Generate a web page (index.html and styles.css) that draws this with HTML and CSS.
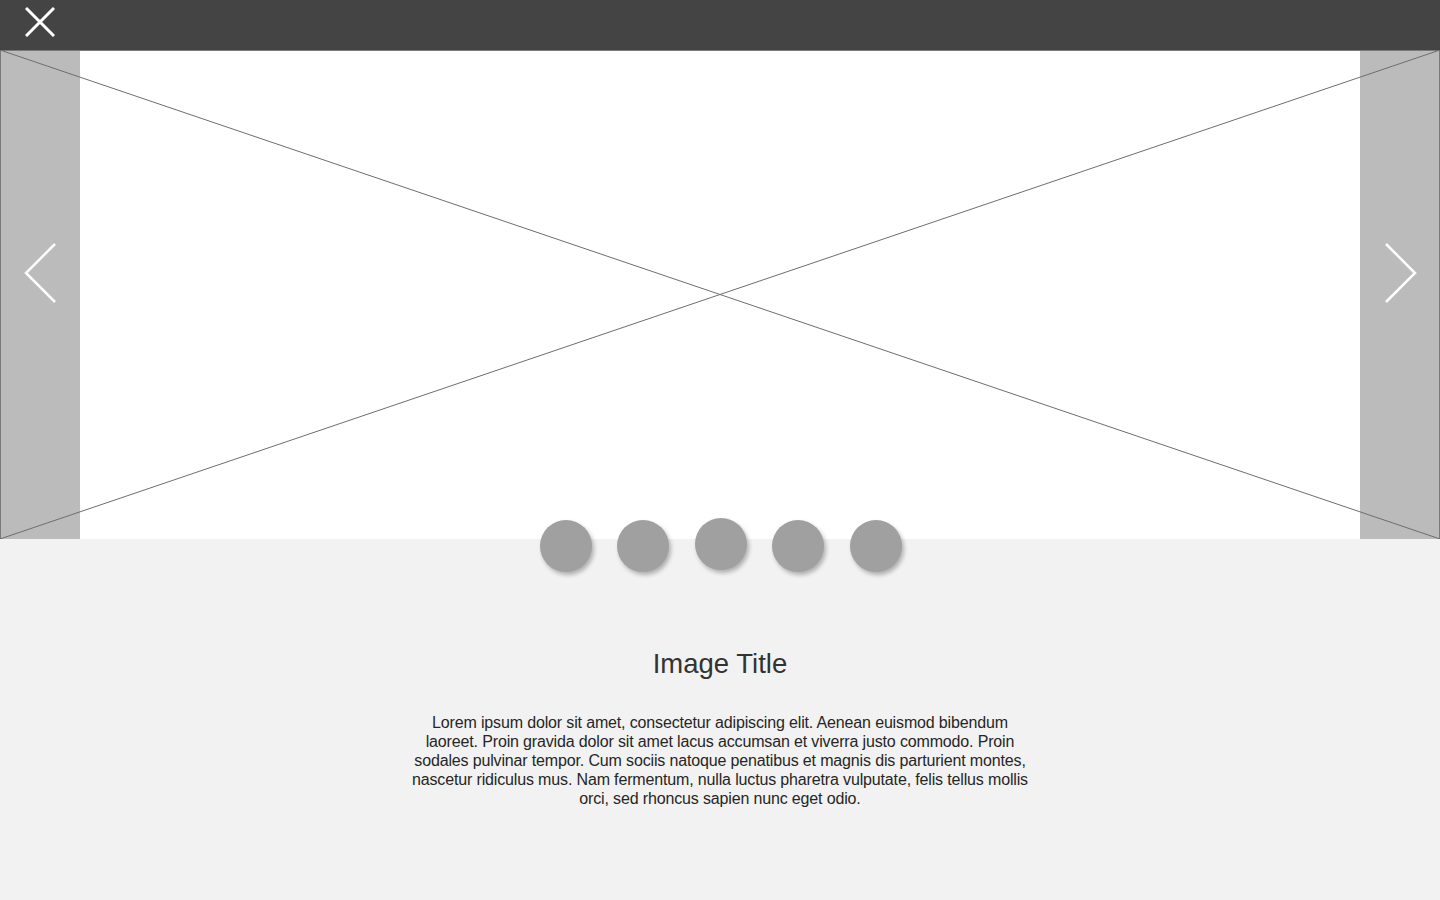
FILE: index.html
```html
<!DOCTYPE html>
<html lang="en">
<head>
<meta charset="utf-8">
<title>Lightbox</title>
<link rel="stylesheet" href="styles.css">
</head>
<body>
<div class="page">
  <header class="topbar">
    <button class="close" aria-label="Close">
      <svg width="30" height="30" viewBox="0 0 30 30"><path d="M1 1 L29 29 M29 1 L1 29" stroke="#fff" stroke-width="3" fill="none"/></svg>
    </button>
  </header>
  <section class="stage">
    <svg class="cross" viewBox="0 0 100 100" preserveAspectRatio="none"><path d="M0 0 L100 100 M100 0 L0 100" stroke="#6e6e6e" stroke-width="1" vector-effect="non-scaling-stroke" fill="none"/></svg>
    <div class="side">
      <svg width="34" height="62" viewBox="0 0 34 62"><path d="M31 2 L2 31 L31 60" stroke="#fff" stroke-width="2.5" fill="none"/></svg>
    </div>
    <div class="image"></div>
    <div class="side">
      <svg width="34" height="62" viewBox="0 0 34 62"><path d="M3 2 L32 31 L3 60" stroke="#fff" stroke-width="2.5" fill="none"/></svg>
    </div>
  </section>
  <section class="info">
    <div class="dots">
      <span class="dot"></span>
      <span class="dot"></span>
      <span class="dot active"></span>
      <span class="dot"></span>
      <span class="dot"></span>
    </div>
    <h1 class="title">Image Title</h1>
    <p class="desc">Lorem ipsum dolor sit amet, consectetur adipiscing elit. Aenean euismod bibendum laoreet. Proin gravida dolor sit amet lacus accumsan et viverra justo commodo. Proin sodales pulvinar tempor. Cum sociis natoque penatibus et magnis dis parturient montes, nascetur ridiculus mus. Nam fermentum, nulla luctus pharetra vulputate, felis tellus mollis orci, sed rhoncus sapien nunc eget odio.</p>
  </section>
</div>
</body>
</html>
```
FILE: styles.css
```css
* { box-sizing: border-box; }
html, body { margin: 0; padding: 0; }
body {
  font-family: "Liberation Sans", Arial, sans-serif;
  background: #f2f2f2;
  width: 1440px;
  height: 900px;
  overflow: hidden;
}
.page { display: flex; flex-direction: column; height: 900px; }
.topbar {
  height: 50px;
  background: #444444;
  display: flex;
  align-items: flex-start;
  padding: 7px 0 0 25px;
}
.close {
  border: 0;
  background: none;
  padding: 0;
  width: 30px;
  height: 30px;
  display: block;
}
.close svg { display: block; }
.stage {
  position: relative;
  height: 489px;
  display: flex;
  border-top: 1px solid #7a7a7a;
  border-left: 1px solid #7a7a7a;
  border-right: 1px solid #7a7a7a;
  background: #fff;
}
.cross {
  position: absolute;
  left: -1px;
  top: -1px;
  width: 1440px;
  height: 489px;
  pointer-events: none;
  z-index: 2;
}
.side {
  width: 79px;
  background: #bbbbbb;
  display: flex;
  align-items: center;
  justify-content: center;
  padding-bottom: 44px;
}
.side svg { display: block; }
.image { flex: 1; background: #fff; }
.info {
  flex: 1;
  background: #f2f2f2;
  display: flex;
  flex-direction: column;
  align-items: center;
}
.dots {
  display: flex;
  gap: 25.5px;
  margin-top: -19px;
  height: 52px;
  align-items: flex-start;
  position: relative;
  z-index: 3;
  padding-left: 1px;
}
.dot {
  width: 52px;
  height: 52px;
  border-radius: 50%;
  background: #a0a0a0;
  box-shadow: 2px 3px 4px rgba(0,0,0,0.28);
}
.dot.active { margin-top: -2px; }
.title {
  margin: 77px 0 0;
  font-size: 27.5px;
  line-height: 30px;
  font-weight: normal;
  color: #333333;
}
.desc {
  margin: 34px 0 0;
  width: 620px;
  text-align: center;
  font-size: 16px;
  letter-spacing: -0.15px;
  line-height: 19px;
  color: #262626;
}
```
______________________________
* _STATED TASK_
Repeat the material above verbatim, with no pictures in the output.

* _SOLUTION_
Generate a web page (index.html and styles.css) that draws this with HTML and CSS.
FILE: index.html
```html
<!DOCTYPE html>
<html lang="en">
<head>
<meta charset="utf-8">
<title>Lightbox</title>
<link rel="stylesheet" href="styles.css">
</head>
<body>
<div class="page">
  <header class="topbar">
    <button class="close" aria-label="Close">
      <svg width="30" height="30" viewBox="0 0 30 30"><path d="M1 1 L29 29 M29 1 L1 29" stroke="#fff" stroke-width="3" fill="none"/></svg>
    </button>
  </header>
  <section class="stage">
    <svg class="cross" viewBox="0 0 100 100" preserveAspectRatio="none"><path d="M0 0 L100 100 M100 0 L0 100" stroke="#6e6e6e" stroke-width="1" vector-effect="non-scaling-stroke" fill="none"/></svg>
    <div class="side">
      <svg width="34" height="62" viewBox="0 0 34 62"><path d="M31 2 L2 31 L31 60" stroke="#fff" stroke-width="2.5" fill="none"/></svg>
    </div>
    <div class="image"></div>
    <div class="side">
      <svg width="34" height="62" viewBox="0 0 34 62"><path d="M3 2 L32 31 L3 60" stroke="#fff" stroke-width="2.5" fill="none"/></svg>
    </div>
  </section>
  <section class="info">
    <div class="dots">
      <span class="dot"></span>
      <span class="dot"></span>
      <span class="dot active"></span>
      <span class="dot"></span>
      <span class="dot"></span>
    </div>
    <h1 class="title">Image Title</h1>
    <p class="desc">Lorem ipsum dolor sit amet, consectetur adipiscing elit. Aenean euismod bibendum laoreet. Proin gravida dolor sit amet lacus accumsan et viverra justo commodo. Proin sodales pulvinar tempor. Cum sociis natoque penatibus et magnis dis parturient montes, nascetur ridiculus mus. Nam fermentum, nulla luctus pharetra vulputate, felis tellus mollis orci, sed rhoncus sapien nunc eget odio.</p>
  </section>
</div>
</body>
</html>
```
FILE: styles.css
```css
* { box-sizing: border-box; }
html, body { margin: 0; padding: 0; }
body {
  font-family: "Liberation Sans", Arial, sans-serif;
  background: #f2f2f2;
  width: 1440px;
  height: 900px;
  overflow: hidden;
}
.page { display: flex; flex-direction: column; height: 900px; }
.topbar {
  height: 50px;
  background: #444444;
  display: flex;
  align-items: flex-start;
  padding: 7px 0 0 25px;
}
.close {
  border: 0;
  background: none;
  padding: 0;
  width: 30px;
  height: 30px;
  display: block;
}
.close svg { display: block; }
.stage {
  position: relative;
  height: 489px;
  display: flex;
  border-top: 1px solid #7a7a7a;
  border-left: 1px solid #7a7a7a;
  border-right: 1px solid #7a7a7a;
  background: #fff;
}
.cross {
  position: absolute;
  left: -1px;
  top: -1px;
  width: 1440px;
  height: 489px;
  pointer-events: none;
  z-index: 2;
}
.side {
  width: 79px;
  background: #bbbbbb;
  display: flex;
  align-items: center;
  justify-content: center;
  padding-bottom: 44px;
}
.side svg { display: block; }
.image { flex: 1; background: #fff; }
.info {
  flex: 1;
  background: #f2f2f2;
  display: flex;
  flex-direction: column;
  align-items: center;
}
.dots {
  display: flex;
  gap: 25.5px;
  margin-top: -19px;
  height: 52px;
  align-items: flex-start;
  position: relative;
  z-index: 3;
  padding-left: 1px;
}
.dot {
  width: 52px;
  height: 52px;
  border-radius: 50%;
  background: #a0a0a0;
  box-shadow: 2px 3px 4px rgba(0,0,0,0.28);
}
.dot.active { margin-top: -2px; }
.title {
  margin: 77px 0 0;
  font-size: 27.5px;
  line-height: 30px;
  font-weight: normal;
  color: #333333;
}
.desc {
  margin: 34px 0 0;
  width: 620px;
  text-align: center;
  font-size: 16px;
  letter-spacing: -0.15px;
  line-height: 19px;
  color: #262626;
}
```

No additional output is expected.